Like everyone Vilakazi has goals she wants to achieve in life and for her is to fully understand her position at work (The Unlimited), get a driver’s license and showcase her beads all over South African. Vilakazi wants to work for the United Nations, be a TEXs guest speaker and have her beads / artworks featured on movies like the Black Panther.
“My life is unpredictable; few years ago I was a voiceless nobody from nowhere, today I can speak on someone’s behalf and be heard by many. In 2020, I’m sure I’ll be doing great things in South Africa, especially for children living with disabilities who don’t have access to schools,” added Vilakazi
Her daily motto says “I’ve heard, smelled, seen, touched and ate failure; how about success now? Yeah, why not me she said!
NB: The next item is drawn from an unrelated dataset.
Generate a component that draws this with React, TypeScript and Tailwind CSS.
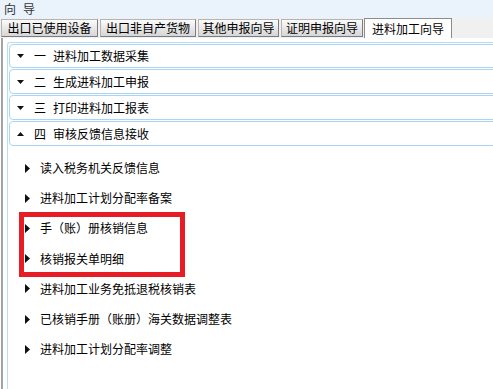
import React from 'react';

const sections = [
  { no: '一', title: '进料加工数据采集', open: false },
  { no: '二', title: '生成进料加工申报', open: false },
  { no: '三', title: '打印进料加工报表', open: false },
  { no: '四', title: '审核反馈信息接收', open: true },
];

const items = [
  '读入税务机关反馈信息',
  '进料加工计划分配率备案',
  '手（账）册核销信息',
  '核销报关单明细',
  '进料加工业务免抵退税核销表',
  '已核销手册（账册）海关数据调整表',
  '进料加工计划分配率调整',
];

const tabs = [
  { label: '出口已使用设备', w: 'w-[97px]' },
  { label: '出口非自产货物', w: 'w-[96px]' },
  { label: '其他申报向导', w: 'w-[81px]' },
  { label: '证明申报向导', w: 'w-[82px]' },
];

const Caret: React.FC<{ dir: 'down' | 'up' | 'right' }> = ({ dir }) => {
  if (dir === 'right') {
    return (
      <svg width="5" height="9" viewBox="0 0 5 9" className="shrink-0">
        <path d="M0 0 L5 4.5 L0 9 Z" fill="#111" />
      </svg>
    );
  }
  return (
    <svg width="7" height="4" viewBox="0 0 7 4" className="shrink-0">
      {dir === 'down' ? <path d="M0 0 H7 L3.5 4 Z" fill="#111" /> : <path d="M0 4 H7 L3.5 0 Z" fill="#111" />}
    </svg>
  );
};

export default function App() {
  return (
    <div
      className="relative w-[493px] h-[389px] overflow-hidden bg-white text-[12px] leading-none text-black flex flex-col"
      style={{ fontFamily: '"Noto Sans CJK SC", "Noto Sans", sans-serif' }}
    >
      {/* title */}
      <div className="h-[18px] shrink-0 bg-[#eaf2fc] pl-[4px] flex items-center text-[#333] tracking-[7px]">
        向导
      </div>

      {/* tabs */}
      <div className="h-[20px] shrink-0 bg-[#f0f0f0] flex items-end pl-px">
        {tabs.map((t, i) => (
          <div
            key={t.label}
            className={`${t.w} ${i < tabs.length - 1 ? 'mr-[2px]' : 'mr-px'} h-[18px] mb-px flex items-center justify-center border border-[#b4b4b4] border-r-[#7c7c7c] border-b-[#7c7c7c] bg-gradient-to-b from-[#fbfbfb] to-[#d6d6d6] text-black`}
          >
            {t.label}
          </div>
        ))}
        <div className="w-[88px] h-[20px] flex items-center justify-center border border-b-0 border-[#8c8c8c] bg-white">
          进料加工向导
        </div>
      </div>

      {/* panel */}
      <div className="flex-1 ml-px border-l-2 border-[#a4a4a4] pl-[4px] pt-[4px]">
        <div className="h-full border-l border-t border-[#b5def8] rounded-tl-[3px] pl-px overflow-hidden">
          <div className="w-[520px] flex flex-col">
            {sections.map((s, i) => (
              <div
                key={s.no}
                className={`${i === 0 ? 'h-[24px]' : 'h-[25px]'} mt-px flex items-center border border-[#aad6f6] rounded-[4px] pl-[7px]`}
              >
                <Caret dir={s.open ? 'up' : 'down'} />
                <span className="ml-[10px] w-[19px]">{s.no}</span>
                <span>{s.title}</span>
              </div>
            ))}
          </div>

          <div className="flex flex-col pt-[7px]">
            {items.map((it) => (
              <div key={it} className="h-[30.2px] flex items-center pl-[16px]">
                <Caret dir="right" />
                <span className="ml-[10px]">{it}</span>
              </div>
            ))}
          </div>
        </div>
      </div>

      {/* annotation */}
      <div className="absolute left-[19px] top-[212px] w-[166px] h-[65px] border-[5px] border-[#e81c24] pointer-events-none" />
    </div>
  );
}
“As black child you are afraid to dream big, your mind is limited to achieving what our role models have achieved and because of your obvious daily experiences, you don’t realize the potential you have to become better, new and extraordinary. For me lacking confidence at a young age based on where I come from, what people labeled me as, and how I look, really delayed me. Had the younger me known that I’ll be this kind of a woman (fearless, confident, intelligent, classy, beautiful and strong), I would have taken every opportunity believing that I am capable. I would have smiled more and kept my head high,” concluded a happy Nokwethemba.